So your expecting the radiation to penetrate and stay concealed within these products even though they go through radiation tests at customs to try and prevent any nuclear warfare.
Not only that, but your then expecting these products to posses enough radiation to expell it in high enough levels to affect someone (namely you)?
Your probably sat, reading this and breathing in more radiation particles from the earth than what would be given to you in computer products.
Penetrate?
Did you read my OP, or watch the enclosed video? You seem to be under a common misconception.
The radiation which threatens to contaminate (and already has in some cases) exports is the physical elements thrown out of the reactor(s). Elements such as Caesium, Strontium, Uranium and even Plutonium.
They're in the form of very small particles, and they were airborne in great quantities in March and April, and they're still being released now albeit in much lesser quantities.
It is these 'hot particles', which pose the greatest threat to our health. It is these particles which irradiate and will continue to do so for hundreds, and in the case of Plutonium, hundreds of thousands of years.
People need to stop thinking of radiation as simply the irradiating rays themselves, this is why any comparisons to X-rays and the like are nonsensical and intentionally misleading.
Think of these 'hot particles' as grains of sand. Well imagine billions of these grains of sand being fine enough to become airborne and fine enough to go unnoticed by the naked human eye. Grains of 'sand' that you can easily inhale or ingest. This is what the Japanese are dealing with, and in a much lesser extent us - when we consider the
possibility of a small, but nonetheless still harmful amount of these particles being present on an export we purchase unwittingly.

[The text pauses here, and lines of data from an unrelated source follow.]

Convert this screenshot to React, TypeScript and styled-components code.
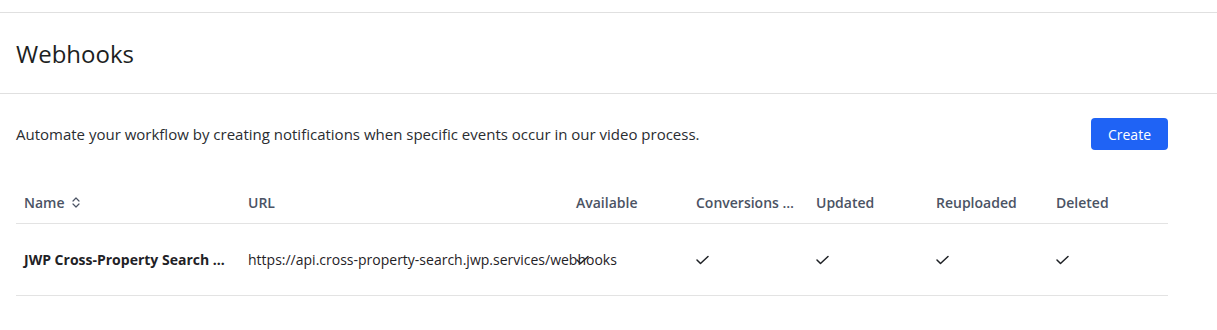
import React from 'react'
import styled, { createGlobalStyle } from 'styled-components'

const GlobalStyle = createGlobalStyle`
  *, *::before, *::after {
    box-sizing: border-box;
  }
  body {
    margin: 0;
    background: #ffffff;
    font-family: 'Open Sans', 'Noto Sans', sans-serif;
    color: #1f2329;
  }
`

const Page = styled.div`
  padding-top: 12px;
`

const TitleBar = styled.header`
  display: flex;
  align-items: center;
  height: 82px;
  padding: 0 16px;
  border-top: 1px solid #e0e0e0;
  border-bottom: 1px solid #e0e0e0;
`

const Title = styled.h1`
  margin: 0;
  font-size: 24px;
  font-weight: 400;
  color: #1d1f22;
`

const Content = styled.section`
  width: 1184px;
  padding: 24px 16px 0;
`

const IntroRow = styled.div`
  display: flex;
  align-items: center;
  justify-content: space-between;
`

const Intro = styled.p`
  margin: 0;
  font-size: 15px;
  color: #2a2d31;
`

const PrimaryButton = styled.button`
  width: 77px;
  height: 32px;
  padding: 0;
  border: none;
  border-radius: 4px;
  background: #1f63f5;
  color: #ffffff;
  font-family: inherit;
  font-size: 14px;
  font-weight: 500;
  cursor: pointer;
`

const Table = styled.table`
  width: 100%;
  margin-top: 33px;
  border-collapse: collapse;
  table-layout: fixed;
`

const HeadCell = styled.th<{ $width: number }>`
  width: ${p => p.$width}px;
  height: 40px;
  padding: 0 8px;
  text-align: left;
  font-size: 14px;
  font-weight: 600;
  color: #4b5364;
  border-bottom: 1px solid #e3e3e3;
  white-space: nowrap;
  overflow: hidden;
  text-overflow: ellipsis;
`

const Cell = styled.td<{ $bold?: boolean; $overflow?: boolean }>`
  height: 72px;
  padding: 0 8px;
  font-size: 14px;
  font-weight: ${p => (p.$bold ? 700 : 400)};
  color: #1f2226;
  border-bottom: 1px solid #e3e3e3;
  white-space: nowrap;
  overflow: ${p => (p.$overflow ? 'visible' : 'hidden')};
  text-overflow: ${p => (p.$overflow ? 'clip' : 'ellipsis')};
  position: relative;
  z-index: ${p => (p.$overflow ? 1 : 0)};
`

const SortLabel = styled.span`
  display: inline-flex;
  align-items: center;
  gap: 7px;
`

const SortIcon = () => (
  <svg width="8" height="11" viewBox="0 0 8 11" fill="none" stroke="#4b5364" strokeWidth="1.2" strokeLinecap="round" strokeLinejoin="round">
    <path d="M1 4 L4 1 L7 4" />
    <path d="M1 7 L4 10 L7 7" />
  </svg>
)

const Check = () => (
  <svg width="13" height="10" viewBox="0 0 13 10" fill="none" stroke="#1f2226" strokeWidth="1.5" strokeLinecap="round" strokeLinejoin="round">
    <path d="M1 5 L4.5 8.5 L12 1.5" />
  </svg>
)

const columns = [
  { key: 'url', label: 'URL', width: 328 },
  { key: 'available', label: 'Available', width: 120 },
  { key: 'conversions', label: 'Conversions completed', width: 120 },
  { key: 'updated', label: 'Updated', width: 120 },
  { key: 'reuploaded', label: 'Reuploaded', width: 120 },
  { key: 'deleted', label: 'Deleted', width: 120 },
]

const webhooks = [
  {
    name: 'JWP Cross-Property Search Webhook',
    url: 'https://api.cross-property-search.jwp.services/webhooks',
  },
]

export default function App() {
  return (
    <Page>
      <GlobalStyle />
      <TitleBar>
        <Title>Webhooks</Title>
      </TitleBar>
      <Content>
        <IntroRow>
          <Intro>
            Automate your workflow by creating notifications when specific events occur in our video process.
          </Intro>
          <PrimaryButton type="button">Create</PrimaryButton>
        </IntroRow>
        <Table>
          <thead>
            <tr>
              <HeadCell $width={224}>
                <SortLabel>
                  Name <SortIcon />
                </SortLabel>
              </HeadCell>
              {columns.map(col => (
                <HeadCell key={col.key} $width={col.width}>
                  {col.label}
                </HeadCell>
              ))}
            </tr>
          </thead>
          <tbody>
            {webhooks.map(hook => (
              <tr key={hook.url}>
                <Cell $bold>{hook.name}</Cell>
                <Cell $overflow>{hook.url}</Cell>
                <Cell><Check /></Cell>
                <Cell><Check /></Cell>
                <Cell><Check /></Cell>
                <Cell><Check /></Cell>
                <Cell><Check /></Cell>
              </tr>
            ))}
          </tbody>
        </Table>
      </Content>
    </Page>
  )
}
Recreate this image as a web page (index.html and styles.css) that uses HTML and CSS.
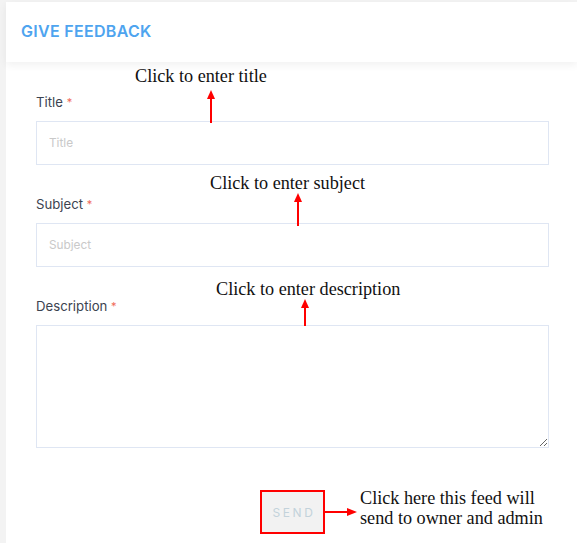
FILE: index.html
```html
<!DOCTYPE html>
<html>
<head>
<meta charset="utf-8">
<link rel="stylesheet" href="styles.css">
</head>
<body>
<div class="page">
  <div class="header"><h1 class="header-title">GIVE FEEDBACK</h1></div>
  <form class="form">
    <div class="group">
      <label class="label">Title <span class="req">*</span></label>
      <input class="field" type="text" placeholder="Title">
    </div>
    <div class="group">
      <label class="label">Subject <span class="req">*</span></label>
      <input class="field" type="text" placeholder="Subject">
    </div>
    <div class="group">
      <label class="label">Description <span class="req">*</span></label>
      <textarea class="field area"></textarea>
    </div>
    <div class="actions">
      <button class="send" type="button">SEND</button>
    </div>
  </form>

  <div class="note note-title">Click to enter title</div>
  <svg class="arrow arrow-up a1" width="10" height="33" viewBox="0 0 10 33"><polygon points="5,0 9,9 1,9" fill="#f00"/><rect x="4" y="8" width="2" height="25" fill="#f00"/></svg>

  <div class="note note-subject">Click to enter subject</div>
  <svg class="arrow arrow-up a2" width="10" height="33" viewBox="0 0 10 33"><polygon points="5,0 9,9 1,9" fill="#f00"/><rect x="4" y="8" width="2" height="25" fill="#f00"/></svg>

  <div class="note note-desc">Click to enter description</div>
  <svg class="arrow arrow-up a3" width="10" height="27" viewBox="0 0 10 27"><polygon points="5,0 9,9 1,9" fill="#f00"/><rect x="4" y="8" width="2" height="19" fill="#f00"/></svg>

  <svg class="arrow a4" width="34" height="10" viewBox="0 0 34 10"><rect x="0" y="4" width="26" height="2" fill="#f00"/><polygon points="34,5 24,1 24,9" fill="#f00"/></svg>
  <div class="note note-send">Click here this feed will<br>send to owner and admin</div>
</div>
</body>
</html>
```
FILE: styles.css
```css
html, body {
  margin: 0;
  padding: 0;
}
body {
  background: #f3f3f3;
  width: 577px;
  height: 543px;
  overflow: hidden;
}
.page {
  position: relative;
  margin: 2px 0 0 6px;
  background: #fff;
  height: 541px;
}
.header {
  height: 60px;
  box-sizing: border-box;
  padding: 0 0 2px 15px;
  display: flex;
  align-items: center;
  background: #fff;
  box-shadow: 0 3px 8px rgba(0,0,0,0.06);
  position: relative;
  z-index: 1;
}
.header-title {
  margin: 0;
  font-family: Inter, "Open Sans", sans-serif;
  font-weight: 600;
  font-size: 16px;
  color: #4ea4ef;
  letter-spacing: 0.3px;
}
.form {
  padding: 32px 28px 0 30px;
  display: flex;
  flex-direction: column;
}
.group {
  display: flex;
  flex-direction: column;
  gap: 11px;
  margin-bottom: 31px;
}
.label {
  display: block;
  height: 16px;
  font-family: Inter, "Open Sans", sans-serif;
  font-size: 13.2px;
  line-height: 16px;
  color: #3c4350;
}
.req {
  color: #f06a5a;
  font-size: 11px;
  vertical-align: top;
}
.field {
  box-sizing: border-box;
  height: 44px;
  width: 513px;
  border: 1px solid #dfe6f3;
  border-radius: 0;
  padding: 0 12px;
  font-family: Inter, "Open Sans", sans-serif;
  font-size: 11.8px;
  color: #333;
  outline: none;
  background: #fff;
}
.field::placeholder {
  color: #c9c9c9;
}
.area {
  height: 123px;
  resize: vertical;
}
.actions {
  display: flex;
  justify-content: center;
  margin-top: 11px;
}
.send {
  width: 65px;
  height: 44px;
  box-sizing: border-box;
  border: 2px solid #f00;
  background: #f2f2f2;
  color: #c3d2db;
  font-family: Inter, "Open Sans", sans-serif;
  font-size: 12px;
  letter-spacing: 2.6px;
  padding: 0 0 0 3px;
}
.note {
  position: absolute;
  font-family: "Liberation Serif", serif;
  font-size: 18.2px;
  line-height: 20px;
  color: #111;
  white-space: nowrap;
  z-index: 2;
}
.note-title { left: 129px; top: 64px; }
.note-subject { left: 204px; top: 171px; }
.note-desc { left: 210px; top: 277px; }
.note-send { left: 354px; top: 486px; }
.arrow {
  position: absolute;
  z-index: 2;
}
.a1 { left: 200px; top: 88px; }
.a2 { left: 287px; top: 191px; }
.a3 { left: 294px; top: 297px; }
.a4 { left: 317px; top: 505px; }
```
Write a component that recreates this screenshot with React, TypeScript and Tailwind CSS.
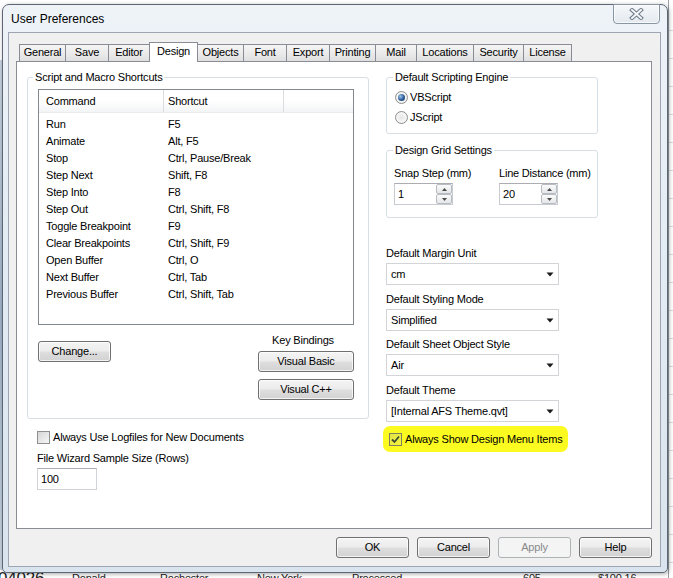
import React from "react";

const commands: [string, string][] = [
  ["Run", "F5"],
  ["Animate", "Alt, F5"],
  ["Stop", "Ctrl, Pause/Break"],
  ["Step Next", "Shift, F8"],
  ["Step Into", "F8"],
  ["Step Out", "Ctrl, Shift, F8"],
  ["Toggle Breakpoint", "F9"],
  ["Clear Breakpoints", "Ctrl, Shift, F9"],
  ["Open Buffer", "Ctrl, O"],
  ["Next Buffer", "Ctrl, Tab"],
  ["Previous Buffer", "Ctrl, Shift, Tab"],
];

const tabs: [string, number][] = [
  ["General", 47],
  ["Save", 44],
  ["Editor", 42],
  ["Design", 49],
  ["Objects", 47],
  ["Font", 44],
  ["Export", 44],
  ["Printing", 47],
  ["Mail", 42],
  ["Locations", 58],
  ["Security", 51],
  ["License", 49],
];

function Btn({
  children,
  className = "",
  disabled = false,
}: {
  children: React.ReactNode;
  className?: string;
  disabled?: boolean;
}) {
  return (
    <div
      className={
        disabled
          ? `h-[21px] flex items-center justify-center rounded-[3px] border border-[#adb2b5] bg-[#f4f4f4] text-[#8a8a8a] ${className}`
          : `h-[21px] flex items-center justify-center rounded-[3px] border border-[#707070] bg-[linear-gradient(180deg,#f4f4f4_0%,#ececec_48%,#dedede_52%,#d2d2d2_100%)] shadow-[inset_0_0_0_1px_rgba(255,255,255,0.75)] text-black ${className}`
      }
    >
      {children}
    </div>
  );
}

function Arrow() {
  return (
    <svg width="8" height="5" viewBox="0 0 8 5">
      <polygon points="0.5,0.5 7.5,0.5 4,4.5" fill="#1a1a1a" />
    </svg>
  );
}

function Select({ value }: { value: string }) {
  return (
    <div className="mt-[3px] w-[173px] h-[22px] border border-[#d2d4d8] bg-white flex items-center justify-between pl-[4px] pr-[4px]">
      <span>{value}</span>
      <Arrow />
    </div>
  );
}

function Spin({ value }: { value: string }) {
  return (
    <div className="mt-[3px] w-[59px] h-[22px] border border-[#c8cbd0] border-t-[#abadb3] bg-white flex items-center justify-between pl-[3px] pr-0">
      <span>{value}</span>
      <div className="w-[16px] h-[20px] flex flex-col">
        <div className="h-[10px] border border-[#b8bcc2] rounded-[2px] bg-[linear-gradient(180deg,#fbfbfb,#e4e6e9)] flex items-center justify-center">
          <svg width="5" height="3" viewBox="0 0 5 3">
            <polygon points="2.5,0 5,3 0,3" fill="#4a4a4a" />
          </svg>
        </div>
        <div className="h-[10px] border border-[#b8bcc2] rounded-[2px] bg-[linear-gradient(180deg,#fbfbfb,#e4e6e9)] flex items-center justify-center">
          <svg width="5" height="3" viewBox="0 0 5 3">
            <polygon points="0,0 5,0 2.5,3" fill="#4a4a4a" />
          </svg>
        </div>
      </div>
    </div>
  );
}

function Radio({ checked }: { checked?: boolean }) {
  return (
    <div className="w-[13px] h-[13px] rounded-full border border-[#8e8f8f] bg-[radial-gradient(circle_at_50%_50%,#e4e4e4_0%,#f6f6f6_60%,#d8d8d8_100%)] flex items-center justify-center">
      {checked ? (
        <div className="w-[7px] h-[7px] rounded-full bg-[radial-gradient(circle_at_35%_35%,#9cc4ec_0%,#2c5d96_55%,#0e2d58_100%)]" />
      ) : null}
    </div>
  );
}

function Check({ checked, highlight }: { checked?: boolean; highlight?: boolean }) {
  return (
    <div
      className={
        highlight
          ? "w-[13px] h-[13px] border border-[#808060] bg-[linear-gradient(135deg,#e2e24a,#f4f43a)] flex items-center justify-center"
          : "w-[13px] h-[13px] border border-[#8e8f8f] bg-[linear-gradient(135deg,#d6d6d6,#f6f6f6)] flex items-center justify-center"
      }
    >
      {checked ? (
        <svg width="9" height="9" viewBox="0 0 9 9">
          <path d="M1 4.5 L3.5 7 L8 1.5" stroke="#3d4a33" strokeWidth="1.8" fill="none" />
        </svg>
      ) : null}
    </div>
  );
}

function CloseX() {
  return (
    <svg width="15" height="12" viewBox="0 0 15 12">
      <path d="M3 2 L12 10 M12 2 L3 10" stroke="#6d7986" strokeWidth="4" strokeLinecap="square" fill="none" />
      <path d="M3 2 L12 10 M12 2 L3 10" stroke="#f4f6f9" strokeWidth="2" strokeLinecap="square" fill="none" />
    </svg>
  );
}

export default function App() {
  return (
    <div className="relative w-[673px] h-[578px] overflow-hidden bg-white font-['Liberation_Sans',Arial,sans-serif] text-[11px] leading-[13px] tracking-[-0.2px] text-black">
      {/* desktop content behind the window */}
      <div className="absolute left-[668px] top-0 w-[5px] h-[578px] border-l border-[#9aa0a6] flex flex-col pt-[30px] gap-[27px]">
        {Array.from({ length: 20 }).map((_, i) => (
          <div key={i} className="h-px bg-[#d8dce0]" />
        ))}
      </div>
      <div className="absolute left-0 top-[60px] w-[2px] h-[510px] bg-[linear-gradient(180deg,#c8d4e0,#9fb3c8,#c8d4e0)]" />
      <div className="absolute left-0 top-[569px] w-[673px] h-[20px] flex items-start text-[#222]">
        <span className="-ml-[2px] w-[74px] text-[17px] leading-[20px]">04026</span>
        <span className="w-[88px] pt-[3px]">Donald</span>
        <span className="w-[97px] pt-[3px]">Rochester</span>
        <span className="w-[95px] pt-[3px]">New York</span>
        <span className="w-[171px] pt-[3px]">Processed</span>
        <span className="w-[75px] pt-[3px]">605</span>
        <span className="pt-[3px]">$100.16</span>
      </div>

      {/* window */}
      <div className="absolute left-[2px] top-[4px] w-[666px] h-[569px] rounded-t-[7px] rounded-b-[5px] border border-[#5d6874] bg-[linear-gradient(180deg,#eef3f8_0%,#e4ecf4_40%,#d9e4ee_100%)] shadow-[1px_1px_4px_rgba(0,0,0,0.35)] flex flex-col">
        {/* title bar */}
        <div className="h-[27px] flex items-start justify-between">
          <div className="pl-[8px] pt-[7px] text-[12px] leading-[14px] tracking-normal text-black">User Preferences</div>
          <div className="-mt-px mr-[7px] w-[47px] h-[20px] rounded-b-[4px] border border-[#8895a3] bg-[linear-gradient(180deg,#f6f8fa,#e3e9ef)] shadow-[inset_0_0_0_1px_rgba(255,255,255,0.7)] flex items-center justify-center">
            <CloseX />
          </div>
        </div>

        {/* client area */}
        <div className="ml-[5px] mr-[6px] h-[535px] border border-[#9da6b0] bg-[#f0f0f0] flex flex-col">
          {/* tabs */}
          <div className="mt-[9px] ml-[10px] h-[19px] flex items-end">
            {tabs.map(([t, w], i) =>
              t === "Design" ? (
                <div
                  key={t}
                  style={{ width: w }}
                  className="relative z-10 -ml-px -mb-px h-[20px] border-t border-l border-r border-[#898c95] bg-white flex items-start justify-center pt-[2px]"
                >
                  {t}
                </div>
              ) : (
                <div
                  key={t}
                  style={{ width: w }}
                  className={`${i === 0 ? "" : "-ml-px"} h-[17px] border-t border-l border-r border-[#898c95] bg-[linear-gradient(180deg,#f5f5f5_0%,#ebebeb_50%,#dfdfdf_100%)] flex items-center justify-center pb-px`}
                >
                  {t}
                </div>
              )
            )}
          </div>

          {/* tab panel */}
          <div className="ml-[7px] mr-[8px] h-[468px] border border-[#898c95] bg-white flex pt-[15px] pl-[10px] gap-[17px]">
            {/* left column */}
            <div className="w-[342px] flex flex-col">
              <div className="border border-[#d5dfe5] rounded-[3px] pl-[10px] pb-[18px]">
                <div className="-mt-[7px] -ml-[5px] px-[2px] w-fit bg-white">Script and Macro Shortcuts</div>
                <div className="mt-[5px] w-[316px] h-[236px] border border-[#828790] bg-white">
                  <div className="h-[23px] flex bg-[linear-gradient(180deg,#ffffff_0%,#ffffff_50%,#f3f4f6_100%)] border-b border-[#eaeaea]">
                    <div className="w-[125px] border-r border-[#dcdcdc] flex items-center pl-[7px]">Command</div>
                    <div className="w-[120px] border-r border-[#dcdcdc] flex items-center pl-[4px]">Shortcut</div>
                    <div className="flex-1" />
                  </div>
                  <div className="pt-[3px]">
                    {commands.map(([c, s]) => (
                      <div key={c} className="h-[17px] flex items-center">
                        <div className="w-[125px] pl-[7px]">{c}</div>
                        <div className="pl-[4px]">{s}</div>
                      </div>
                    ))}
                  </div>
                </div>
                <div className="w-[316px] flex justify-between">
                  <Btn className="mt-[16px] w-[73px]">Change...</Btn>
                  <div className="w-[96px] flex flex-col">
                    <div className="mt-[9px] text-center pr-[6px]">Key Bindings</div>
                    <Btn className="mt-[4px]">Visual Basic</Btn>
                    <Btn className="mt-[7px]">Visual C++</Btn>
                  </div>
                </div>
              </div>

              <div className="mt-[12px] pl-[10px] flex items-center gap-[3px]">
                <Check />
                <span>Always Use Logfiles for New Documents</span>
              </div>
              <div className="mt-[8px] pl-[10px]">File Wizard Sample Size (Rows)</div>
              <div className="mt-[3px] ml-[10px] w-[60px] h-[22px] border border-[#d0d3d8] border-t-[#abadb3] bg-white flex items-center pl-[3px]">
                100
              </div>
            </div>

            {/* right column */}
            <div className="w-[212px] flex flex-col">
              <div className="border border-[#d5dfe5] rounded-[3px] pl-[8px] pb-[6px]">
                <div className="-mt-[7px] -ml-[2px] px-[2px] w-fit bg-white">Default Scripting Engine</div>
                <div className="mt-[3px] h-[20px] flex items-center gap-[2px]">
                  <Radio checked />
                  <span>VBScript</span>
                </div>
                <div className="h-[20px] flex items-center gap-[2px]">
                  <Radio />
                  <span>JScript</span>
                </div>
              </div>

              <div className="mt-[16px] border border-[#d5dfe5] rounded-[3px] pl-[7px] pb-[12px]">
                <div className="-mt-[7px] -ml-[1px] px-[2px] w-fit bg-white">Design Grid Settings</div>
                <div className="mt-[10px] flex">
                  <div className="w-[105px] flex flex-col">
                    <div>Snap Step (mm)</div>
                    <Spin value="1" />
                  </div>
                  <div className="flex flex-col">
                    <div>Line Distance (mm)</div>
                    <Spin value="20" />
                  </div>
                </div>
              </div>

              <div className="mt-[29px]">Default Margin Unit</div>
              <Select value="cm" />
              <div className="mt-[8px]">Default Styling Mode</div>
              <Select value="Simplified" />
              <div className="mt-[7px]">Default Sheet Object Style</div>
              <Select value="Air" />
              <div className="mt-[8px]">Default Theme</div>
              <Select value="[Internal AFS Theme.qvt]" />

              <div className="mt-[4px] -ml-[3px] h-[26px] w-fit px-[6px] rounded-[7px] bg-[#fbfb22] flex items-center gap-[3px]">
                <Check checked highlight />
                <span>Always Show Design Menu Items</span>
              </div>
            </div>
          </div>

          {/* buttons */}
          <div className="mt-[8px] mr-[8px] flex justify-end gap-[8px]">
            <Btn className="w-[73px]">OK</Btn>
            <Btn className="w-[73px]">Cancel</Btn>
            <Btn className="w-[73px]" disabled>
              Apply
            </Btn>
            <Btn className="w-[73px]">Help</Btn>
          </div>
        </div>
      </div>
    </div>
  );
}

I seriously doubt our government is conducting stringent checks for such contamination, have you any idea how costly that would be? Much more economical to play down the risks and continue as if it's business as usual - which alarmingly it appears to be just that, for some businesses at least.
Besides, depending on what type of radiation these 'grains of sand' emit, should they be contained within a package they may be entirely impossible to detect without opening the said package - even with a geiger counter. And this is due to the varying strengths of the irradiating rays they release.
You can find the differences between the different types of emitters (Alpha, Beta and Gamma) here, explained in Layman's terms;
http://www.youtube.com/watch?v=TSiNXBLfzK4
And to be frank, your last comment is entirely nonsense.